>> Start

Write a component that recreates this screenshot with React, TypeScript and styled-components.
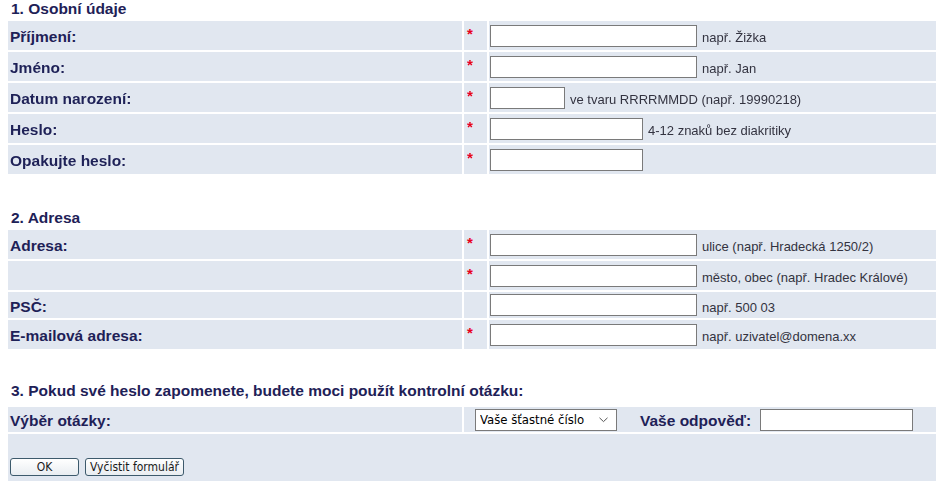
import styled, { createGlobalStyle } from "styled-components";

const GlobalStyle = createGlobalStyle`
  body {
    margin: 0;
    background: #ffffff;
    font-family: "Liberation Sans", Arial, sans-serif;
  }
`;

type Field = {
  label: string;
  required: boolean;
  width: number;
  hint?: string;
  type?: string;
  autoFocus?: boolean;
};

const personal: Field[] = [
  { label: "Příjmení:", required: true, width: 207, hint: "např. Žižka", autoFocus: true },
  { label: "Jméno:", required: true, width: 207, hint: "např. Jan" },
  { label: "Datum narození:", required: true, width: 75, hint: "ve tvaru RRRRMMDD (např. 19990218)" },
  { label: "Heslo:", required: true, width: 153, hint: "4-12 znaků bez diakritiky", type: "password" },
  { label: "Opakujte heslo:", required: true, width: 153, type: "password" },
];

const address: Field[] = [
  { label: "Adresa:", required: true, width: 207, hint: "ulice (např. Hradecká 1250/2)" },
  { label: "", required: true, width: 207, hint: "město, obec (např. Hradec Králové)" },
  { label: "PSČ:", required: false, width: 207, hint: "např. 500 03" },
  { label: "E-mailová adresa:", required: true, width: 207, hint: "např. uzivatel@domena.xx" },
];

const FieldRows = ({ fields }: { fields: Field[] }) => (
  <Rows>
    {fields.map((f, i) => (
      <FieldRow key={i}>
        <LabelCell>{f.label}</LabelCell>
        <StarCell>{f.required && <Star>*</Star>}</StarCell>
        <InputCell>
          <TextInput $w={f.width} type={f.type || "text"} autoFocus={f.autoFocus} />
          {f.hint && <Hint>{f.hint}</Hint>}
        </InputCell>
      </FieldRow>
    ))}
  </Rows>
);

export default function App() {
  return (
    <Page>
      <GlobalStyle />
      <Section $after={35}>
        <SectionTitle>1. Osobní údaje</SectionTitle>
        <FieldRows fields={personal} />
      </Section>
      <Section $after={33}>
        <SectionTitle>2. Adresa</SectionTitle>
        <FieldRows fields={address} />
      </Section>
      <Section $after={0}>
        <SectionTitle $gap={8}>3. Pokud své heslo zapomenete, budete moci použít kontrolní otázku:</SectionTitle>
        <Rows>
          <QuestionRow>
            <LabelCell>Výběr otázky:</LabelCell>
            <QuestionCell>
              <SelectWrap>
                <Select defaultValue="cislo">
                  <option value="cislo">Vaše šťastné číslo</option>
                  <option value="zvire">Jméno domácího zvířete</option>
                  <option value="mesto">Rodné město</option>
                </Select>
                <Chevron width="9" height="6" viewBox="0 0 9 6">
                  <path d="M0.5 0.8 L4.5 4.6 L8.5 0.8" fill="none" stroke="#555" strokeWidth="1" />
                </Chevron>
              </SelectWrap>
              <AnswerLabel>Vaše odpověď:</AnswerLabel>
              <TextInput $w={153} type="text" />
            </QuestionCell>
          </QuestionRow>
          <ButtonRow>
            <Button type="submit" $w={69}>OK</Button>
            <Button type="reset" $w={99}>Vyčistit formulář</Button>
          </ButtonRow>
        </Rows>
      </Section>
    </Page>
  );
}

const Page = styled.form`
  width: 928px;
  padding-left: 8px;
`;

const Section = styled.section<{ $after: number }>`
  margin-bottom: ${({ $after }) => $after}px;
`;

const SectionTitle = styled.h2<{ $gap?: number }>`
  margin: 0 0 ${({ $gap }) => $gap ?? 4}px 3px;
  color: #1e2157;
  font-size: 15.5px;
  line-height: 17px;
  font-weight: bold;
`;

const Rows = styled.div`
  display: flex;
  flex-direction: column;
  gap: 2px;
`;

const FieldRow = styled.div`
  display: grid;
  grid-template-columns: 454px 23px 1fr;
  column-gap: 2px;
`;

const Cell = styled.div`
  background: #e1e7f0;
`;

const LabelCell = styled(Cell)`
  display: flex;
  align-items: center;
  padding: 3px 2px 0;
  color: #1e2157;
  font-size: 15.5px;
  font-weight: bold;
`;

const StarCell = styled(Cell)`
  padding: 4px 3px 8px;
`;

const Star = styled.span`
  display: block;
  color: #e8001c;
  font-size: 15px;
  font-weight: bold;
  line-height: 17px;
`;

const InputCell = styled(Cell)`
  display: flex;
  align-items: center;
  gap: 5px;
  padding: 2px 1px;
`;

const TextInput = styled.input<{ $w: number }>`
  box-sizing: border-box;
  width: ${({ $w }) => $w}px;
  height: 22px;
  margin: 0;
  padding: 1px 3px;
  border: 1px solid #7a7a7a;
  border-radius: 0;
  background: #ffffff;
  font-family: "Liberation Sans", Arial, sans-serif;
  font-size: 13px;
  outline: none;
  caret-color: #000000;
`;

const Hint = styled.span`
  padding-top: 4px;
  color: #333340;
  font-size: 13px;
`;

const QuestionRow = styled.div`
  display: grid;
  grid-template-columns: 454px 1fr;
  column-gap: 2px;
`;

const QuestionCell = styled(Cell)`
  display: flex;
  align-items: center;
  padding: 2px 0 2px 11px;
  height: 25px;
  box-sizing: border-box;
`;

const SelectWrap = styled.div`
  position: relative;
  margin-right: 23px;
  display: flex;
`;

const Select = styled.select`
  appearance: none;
  box-sizing: border-box;
  width: 142px;
  height: 22px;
  margin: 0;
  padding: 0 20px 0 4px;
  border: 1px solid #7a7a7a;
  border-radius: 0;
  background: #ffffff;
  color: #000000;
  font-family: "DejaVu Sans Condensed", "DejaVu Sans", sans-serif;
  font-size: 13px;
`;

const Chevron = styled.svg`
  position: absolute;
  right: 9px;
  top: 8px;
  pointer-events: none;
`;

const AnswerLabel = styled.span`
  margin-right: 9px;
  padding-top: 2px;
  color: #1e2157;
  font-size: 15.5px;
  font-weight: bold;
`;

const ButtonRow = styled(Cell)`
  display: flex;
  align-items: flex-end;
  gap: 6px;
  height: 47px;
  box-sizing: border-box;
  padding: 0 0 5px 2px;
`;

const Button = styled.button<{ $w: number }>`
  box-sizing: border-box;
  width: ${({ $w }) => $w}px;
  height: 18px;
  margin: 0;
  padding: 0 1px;
  border: 1px solid #3d5a6c;
  border-radius: 3px;
  background: linear-gradient(#ffffff, #e9edf1);
  color: #1a1a1a;
  font-family: "DejaVu Sans Condensed", "DejaVu Sans", sans-serif;
  font-size: 12px;
  line-height: 14px;
  white-space: nowrap;
`;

>> End

» WRITTEN INSTRUCTION: Send back the data above word for word, with the pictures left out.

» THE SOLUTION:
Write a component that recreates this screenshot with React, TypeScript and styled-components.
import styled, { createGlobalStyle } from "styled-components";

const GlobalStyle = createGlobalStyle`
  body {
    margin: 0;
    background: #ffffff;
    font-family: "Liberation Sans", Arial, sans-serif;
  }
`;

type Field = {
  label: string;
  required: boolean;
  width: number;
  hint?: string;
  type?: string;
  autoFocus?: boolean;
};

const personal: Field[] = [
  { label: "Příjmení:", required: true, width: 207, hint: "např. Žižka", autoFocus: true },
  { label: "Jméno:", required: true, width: 207, hint: "např. Jan" },
  { label: "Datum narození:", required: true, width: 75, hint: "ve tvaru RRRRMMDD (např. 19990218)" },
  { label: "Heslo:", required: true, width: 153, hint: "4-12 znaků bez diakritiky", type: "password" },
  { label: "Opakujte heslo:", required: true, width: 153, type: "password" },
];

const address: Field[] = [
  { label: "Adresa:", required: true, width: 207, hint: "ulice (např. Hradecká 1250/2)" },
  { label: "", required: true, width: 207, hint: "město, obec (např. Hradec Králové)" },
  { label: "PSČ:", required: false, width: 207, hint: "např. 500 03" },
  { label: "E-mailová adresa:", required: true, width: 207, hint: "např. uzivatel@domena.xx" },
];

const FieldRows = ({ fields }: { fields: Field[] }) => (
  <Rows>
    {fields.map((f, i) => (
      <FieldRow key={i}>
        <LabelCell>{f.label}</LabelCell>
        <StarCell>{f.required && <Star>*</Star>}</StarCell>
        <InputCell>
          <TextInput $w={f.width} type={f.type || "text"} autoFocus={f.autoFocus} />
          {f.hint && <Hint>{f.hint}</Hint>}
        </InputCell>
      </FieldRow>
    ))}
  </Rows>
);

export default function App() {
  return (
    <Page>
      <GlobalStyle />
      <Section $after={35}>
        <SectionTitle>1. Osobní údaje</SectionTitle>
        <FieldRows fields={personal} />
      </Section>
      <Section $after={33}>
        <SectionTitle>2. Adresa</SectionTitle>
        <FieldRows fields={address} />
      </Section>
      <Section $after={0}>
        <SectionTitle $gap={8}>3. Pokud své heslo zapomenete, budete moci použít kontrolní otázku:</SectionTitle>
        <Rows>
          <QuestionRow>
            <LabelCell>Výběr otázky:</LabelCell>
            <QuestionCell>
              <SelectWrap>
                <Select defaultValue="cislo">
                  <option value="cislo">Vaše šťastné číslo</option>
                  <option value="zvire">Jméno domácího zvířete</option>
                  <option value="mesto">Rodné město</option>
                </Select>
                <Chevron width="9" height="6" viewBox="0 0 9 6">
                  <path d="M0.5 0.8 L4.5 4.6 L8.5 0.8" fill="none" stroke="#555" strokeWidth="1" />
                </Chevron>
              </SelectWrap>
              <AnswerLabel>Vaše odpověď:</AnswerLabel>
              <TextInput $w={153} type="text" />
            </QuestionCell>
          </QuestionRow>
          <ButtonRow>
            <Button type="submit" $w={69}>OK</Button>
            <Button type="reset" $w={99}>Vyčistit formulář</Button>
          </ButtonRow>
        </Rows>
      </Section>
    </Page>
  );
}

const Page = styled.form`
  width: 928px;
  padding-left: 8px;
`;

const Section = styled.section<{ $after: number }>`
  margin-bottom: ${({ $after }) => $after}px;
`;

const SectionTitle = styled.h2<{ $gap?: number }>`
  margin: 0 0 ${({ $gap }) => $gap ?? 4}px 3px;
  color: #1e2157;
  font-size: 15.5px;
  line-height: 17px;
  font-weight: bold;
`;

const Rows = styled.div`
  display: flex;
  flex-direction: column;
  gap: 2px;
`;

const FieldRow = styled.div`
  display: grid;
  grid-template-columns: 454px 23px 1fr;
  column-gap: 2px;
`;

const Cell = styled.div`
  background: #e1e7f0;
`;

const LabelCell = styled(Cell)`
  display: flex;
  align-items: center;
  padding: 3px 2px 0;
  color: #1e2157;
  font-size: 15.5px;
  font-weight: bold;
`;

const StarCell = styled(Cell)`
  padding: 4px 3px 8px;
`;

const Star = styled.span`
  display: block;
  color: #e8001c;
  font-size: 15px;
  font-weight: bold;
  line-height: 17px;
`;

const InputCell = styled(Cell)`
  display: flex;
  align-items: center;
  gap: 5px;
  padding: 2px 1px;
`;

const TextInput = styled.input<{ $w: number }>`
  box-sizing: border-box;
  width: ${({ $w }) => $w}px;
  height: 22px;
  margin: 0;
  padding: 1px 3px;
  border: 1px solid #7a7a7a;
  border-radius: 0;
  background: #ffffff;
  font-family: "Liberation Sans", Arial, sans-serif;
  font-size: 13px;
  outline: none;
  caret-color: #000000;
`;

const Hint = styled.span`
  padding-top: 4px;
  color: #333340;
  font-size: 13px;
`;

const QuestionRow = styled.div`
  display: grid;
  grid-template-columns: 454px 1fr;
  column-gap: 2px;
`;

const QuestionCell = styled(Cell)`
  display: flex;
  align-items: center;
  padding: 2px 0 2px 11px;
  height: 25px;
  box-sizing: border-box;
`;

const SelectWrap = styled.div`
  position: relative;
  margin-right: 23px;
  display: flex;
`;

const Select = styled.select`
  appearance: none;
  box-sizing: border-box;
  width: 142px;
  height: 22px;
  margin: 0;
  padding: 0 20px 0 4px;
  border: 1px solid #7a7a7a;
  border-radius: 0;
  background: #ffffff;
  color: #000000;
  font-family: "DejaVu Sans Condensed", "DejaVu Sans", sans-serif;
  font-size: 13px;
`;

const Chevron = styled.svg`
  position: absolute;
  right: 9px;
  top: 8px;
  pointer-events: none;
`;

const AnswerLabel = styled.span`
  margin-right: 9px;
  padding-top: 2px;
  color: #1e2157;
  font-size: 15.5px;
  font-weight: bold;
`;

const ButtonRow = styled(Cell)`
  display: flex;
  align-items: flex-end;
  gap: 6px;
  height: 47px;
  box-sizing: border-box;
  padding: 0 0 5px 2px;
`;

const Button = styled.button<{ $w: number }>`
  box-sizing: border-box;
  width: ${({ $w }) => $w}px;
  height: 18px;
  margin: 0;
  padding: 0 1px;
  border: 1px solid #3d5a6c;
  border-radius: 3px;
  background: linear-gradient(#ffffff, #e9edf1);
  color: #1a1a1a;
  font-family: "DejaVu Sans Condensed", "DejaVu Sans", sans-serif;
  font-size: 12px;
  line-height: 14px;
  white-space: nowrap;
`;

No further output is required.